**Aim**
Report how many lines hold the word "that"; give nothing but the number.

**Exercise material**
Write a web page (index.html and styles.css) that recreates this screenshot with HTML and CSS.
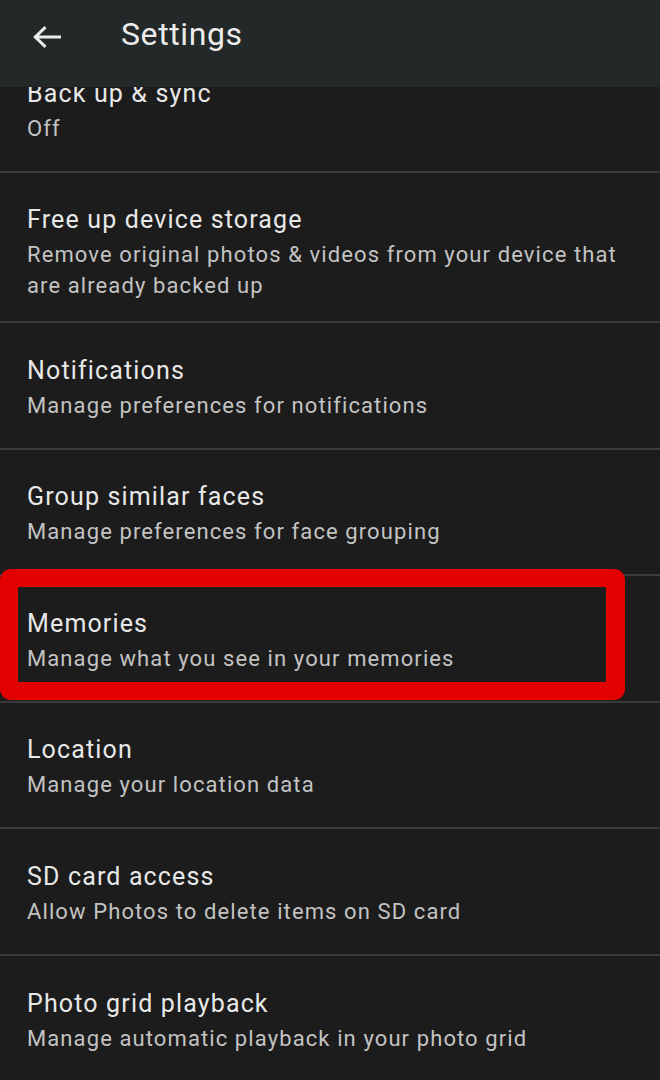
FILE: index.html
```html
<!DOCTYPE html>
<html>
<head>
<meta charset="utf-8">
<link rel="stylesheet" href="styles.css">
</head>
<body>
<div class="screen">
  <header class="appbar">
    <svg class="back" width="28" height="22" viewBox="0 0 28 22">
      <path d="M2.5 11H28M12.5 1.2L2.3 11L12.5 20.8" fill="none" stroke="#ececec" stroke-width="3"/>
    </svg>
    <h1 class="title">Settings</h1>
  </header>
  <main class="viewport">
    <div class="list">
      <div class="row first">
        <div class="row-title">Back up &amp; sync</div>
        <div class="row-sub">Off</div>
      </div>
      <div class="row">
        <div class="row-title">Free up device storage</div>
        <div class="row-sub">Remove original photos &amp; videos from your device that are already backed up</div>
      </div>
      <div class="row">
        <div class="row-title">Notifications</div>
        <div class="row-sub">Manage preferences for notifications</div>
      </div>
      <div class="row">
        <div class="row-title">Group similar faces</div>
        <div class="row-sub">Manage preferences for face grouping</div>
      </div>
      <div class="row highlighted">
        <div class="row-title">Memories</div>
        <div class="row-sub">Manage what you see in your memories</div>
        <div class="annotation"></div>
      </div>
      <div class="row">
        <div class="row-title">Location</div>
        <div class="row-sub">Manage your location data</div>
      </div>
      <div class="row">
        <div class="row-title">SD card access</div>
        <div class="row-sub">Allow Photos to delete items on SD card</div>
      </div>
      <div class="row">
        <div class="row-title">Photo grid playback</div>
        <div class="row-sub">Manage automatic playback in your photo grid</div>
      </div>
    </div>
  </main>
</div>
</body>
</html>
```
FILE: styles.css
```css
* { box-sizing: border-box; }
html, body {
  margin: 0;
  padding: 0;
  background: #1c1c1c;
}
body {
  font-family: Roboto, "Noto Sans", sans-serif;
  width: 660px;
  height: 1080px;
  overflow: hidden;
}
.screen {
  display: flex;
  flex-direction: column;
  height: 1080px;
}
.appbar {
  position: relative;
  z-index: 1;
  flex: 0 0 87px;
  height: 87px;
  background: #232928;
  display: flex;
  align-items: flex-start;
  padding: 14px 0 0 33px;
}
.back {
  display: block;
  margin-top: 12px;
  flex: 0 0 auto;
}
.title {
  margin: 0 0 0 60px;
  font-size: 32px;
  line-height: 40px;
  font-weight: 400;
  color: #ececec;
  letter-spacing: 0.6px;
}
.viewport {
  flex: 1 1 auto;
  overflow: hidden;
}
.list {
  margin-top: -43px;
}
.row {
  position: relative;
  min-height: 126.6px;
  border-top: 2px solid #3b3b3b;
  padding: 30.5px 20px 20px 27px;
  display: flex;
  flex-direction: column;
  gap: 2px;
}
.row.first {
  border-top-color: transparent;
}
.row-title {
  font-size: 25px;
  line-height: 34px;
  color: #e8e8e8;
  letter-spacing: 1.15px;
}
.row-sub {
  font-size: 22px;
  line-height: 31px;
  color: #c3c3c3;
  letter-spacing: 1.1px;
}
.annotation {
  position: absolute;
  left: 0;
  top: -7px;
  width: 625px;
  height: 131px;
  border: 18px solid #e30000;
  border-right-width: 19px;
  border-radius: 11px;
  pointer-events: none;
}
```
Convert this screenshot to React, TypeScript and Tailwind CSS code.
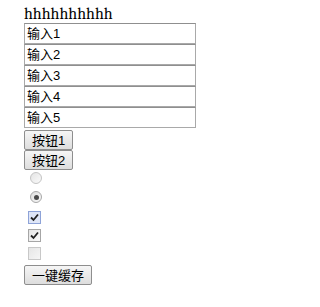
import React from "react";

const cjk = "font-[Liberation_Sans,Noto_Sans_CJK_SC,sans-serif]";

function Input({ value }: { value: string }) {
  return (
    <div
      className={`h-[21px] w-[172px] border border-[#a9a9a9] border-t-[#8f8f8f] bg-white pl-[2px] text-[13px] leading-[19px] text-black ${cjk}`}
    >
      {value}
    </div>
  );
}

function Btn({ label, w }: { label: string; w: string }) {
  return (
    <div
      className={`${w} h-[20px] flex items-center justify-center rounded-[2px] border border-[#8e8e8e] bg-gradient-to-b from-[#f6f6f6] to-[#dddddd] text-[13px] leading-none text-black ${cjk}`}
    >
      {label}
    </div>
  );
}

export default function App() {
  return (
    <div className="pl-6 pt-[5px] bg-white min-h-[307px]">
      <div className="font-serif text-[16px] leading-[18px] text-black">hhhhhhhhhh</div>
      <div className="flex flex-col">
        <Input value="输入1" />
        <Input value="输入2" />
        <Input value="输入3" />
        <Input value="输入4" />
        <Input value="输入5" />
      </div>
      <div className="mt-[2px] flex flex-col items-start">
        <Btn label="按钮1" w="w-[49px]" />
        <Btn label="按钮2" w="w-[49px]" />
      </div>
      <div className="flex flex-col">
        {/* radio unchecked */}
        <div className="ml-[6px] mt-[2px] h-[12px] w-[12px] rounded-full border border-[#c4c4c4] bg-gradient-to-br from-[#e4e4e4] to-[#fafafa]" />
        {/* radio checked */}
        <div className="ml-[6px] mt-[7px] flex h-[12px] w-[12px] items-center justify-center rounded-full border border-[#a8a8a8] bg-gradient-to-br from-[#dedede] to-[#f8f8f8]">
          <div className="h-[5px] w-[5px] rounded-full bg-[#4a4a4a]" />
        </div>
        {/* checkbox focused checked */}
        <div className="ml-[4px] mt-[8px] flex h-[13px] w-[13px] items-center justify-center border border-[#8ea3d8] bg-[#dfe6f7]">
          <svg width="9" height="9" viewBox="0 0 9 9">
            <path d="M1 4.5 L3.5 7 L8 1.5" stroke="#222" strokeWidth="1.8" fill="none" />
          </svg>
        </div>
        {/* checkbox checked */}
        <div className="ml-[4px] mt-[5px] flex h-[13px] w-[13px] items-center justify-center border border-[#a6a6a6] bg-gradient-to-br from-[#e4e4e4] to-[#fafafa]">
          <svg width="9" height="9" viewBox="0 0 9 9">
            <path d="M1 4.5 L3.5 7 L8 1.5" stroke="#222" strokeWidth="1.8" fill="none" />
          </svg>
        </div>
        {/* checkbox unchecked */}
        <div className="ml-[4px] mt-[5px] h-[13px] w-[13px] border border-[#c8c8c8] bg-gradient-to-br from-[#e6e6e6] to-[#f6f6f6]" />
      </div>
      <div className="mt-[5px]">
        <Btn label="一键缓存" w="w-[68px]" />
      </div>
    </div>
  );
}
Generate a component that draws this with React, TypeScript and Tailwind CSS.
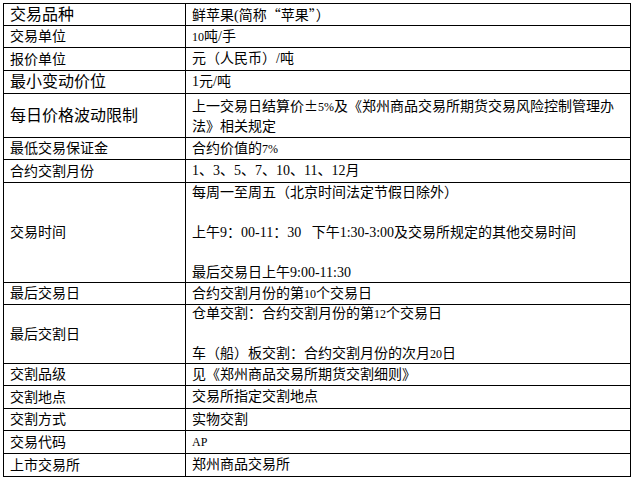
import React from "react";

type Row = {
  label: string;
  big?: boolean;
  h: string;
  value: React.ReactNode;
};

const Sm = ({ children }: { children: React.ReactNode }) => (
  <span className="text-[12px]">{children}</span>
);

// full-width punctuation taken from the CJK font
const Cjk = ({ children }: { children: React.ReactNode }) => (
  <span className="font-['Noto_Sans_CJK_SC',sans-serif]">{children}</span>
);

const rows: Row[] = [
  {
    label: "交易品种",
    big: true,
    h: "h-[22px]",
    value: (
      <>
        鲜苹果(简称<Cjk>“</Cjk>苹果<Cjk>”）</Cjk>
      </>
    ),
  },
  { label: "交易单位", h: "h-[22px]", value: <><Sm>10</Sm>吨/手</> },
  { label: "报价单位", h: "h-[23px]", value: "元（人民币）/吨" },
  { label: "最小变动价位", big: true, h: "h-[23px]", value: "1元/吨" },
  {
    label: "每日价格波动限制",
    big: true,
    h: "h-[44px]",
    value: (
      <>
        上一交易日结算价<Cjk>±</Cjk>
        <Sm>5%</Sm>及《郑州商品交易所期货交易风险控制管理办
        <br />
        法》相关规定
      </>
    ),
  },
  { label: "最低交易保证金", h: "h-[22px]", value: <>合约价值的<Sm>7%</Sm></> },
  { label: "合约交割月份", h: "h-[23px]", value: "1、3、5、7、10、11、12月" },
  {
    label: "交易时间",
    h: "h-[100px]",
    value: (
      <>
        每周一至周五（北京时间法定节假日除外）
        <br />
        <br />
        上午9：00-11：30{"\u00a0\u00a0\u00a0"}下午1:30-3:00及交易所规定的其他交易时间
        <br />
        <br />
        最后交易日上午9:00-11:30
      </>
    ),
  },
  { label: "最后交易日", h: "h-[22px]", value: <>合约交割月份的第<Sm>10</Sm>个交易日</> },
  {
    label: "最后交割日",
    h: "h-[59px]",
    value: (
      <>
        仓单交割：合约交割月份的第<Sm>12</Sm>个交易日
        <br />
        <br />
        车（船）板交割：合约交割月份的次月<Sm>20</Sm>日
      </>
    ),
  },
  { label: "交割品级", h: "h-[22px]", value: "见《郑州商品交易所期货交割细则》" },
  { label: "交割地点", h: "h-[23px]", value: "交易所指定交割地点" },
  { label: "交割方式", h: "h-[22px]", value: "实物交割" },
  { label: "交易代码", h: "h-[23px]", value: <Sm>AP</Sm> },
  { label: "上市交易所", h: "h-[23px]", value: "郑州商品交易所" },
];

export default function App() {
  return (
    <div className="w-[635px] h-[481px] bg-white pt-[3px] pl-[3px] font-['Liberation_Serif','Noto_Sans_CJK_SC',serif] text-black">
      <div className="w-[628px] border-t border-l border-black">
        {rows.map((r) => (
          <div key={r.label} className={`flex ${r.h} border-b border-black`}>
            <div
              className={`w-[182px] shrink-0 border-r border-black pl-[6px] flex items-center ${
                r.big ? "text-[16px]" : "text-[14px]"
              }`}
            >
              {r.label}
            </div>
            <div className="flex-1 border-r border-black pl-[6px] flex items-center text-[14px] leading-[20px]">
              <div>{r.value}</div>
            </div>
          </div>
        ))}
      </div>
    </div>
  );
}
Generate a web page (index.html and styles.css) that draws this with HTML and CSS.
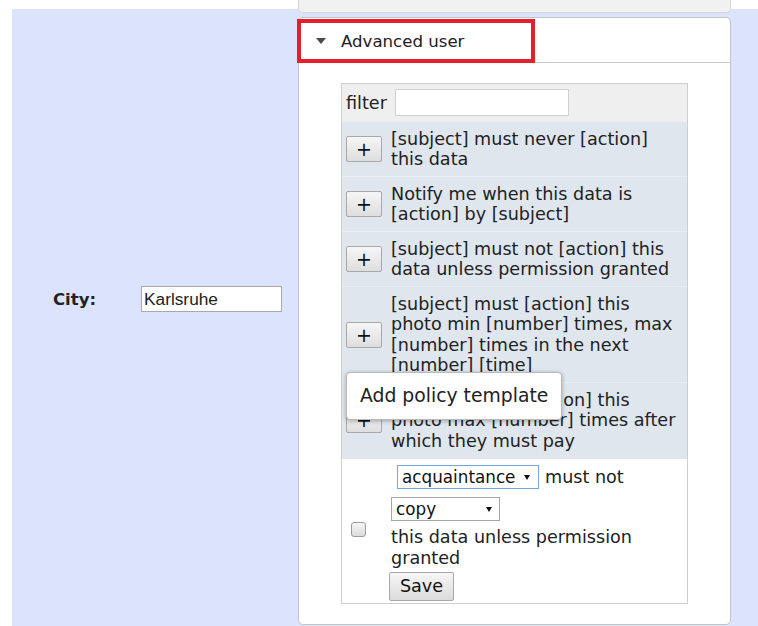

**Answer to the task**
4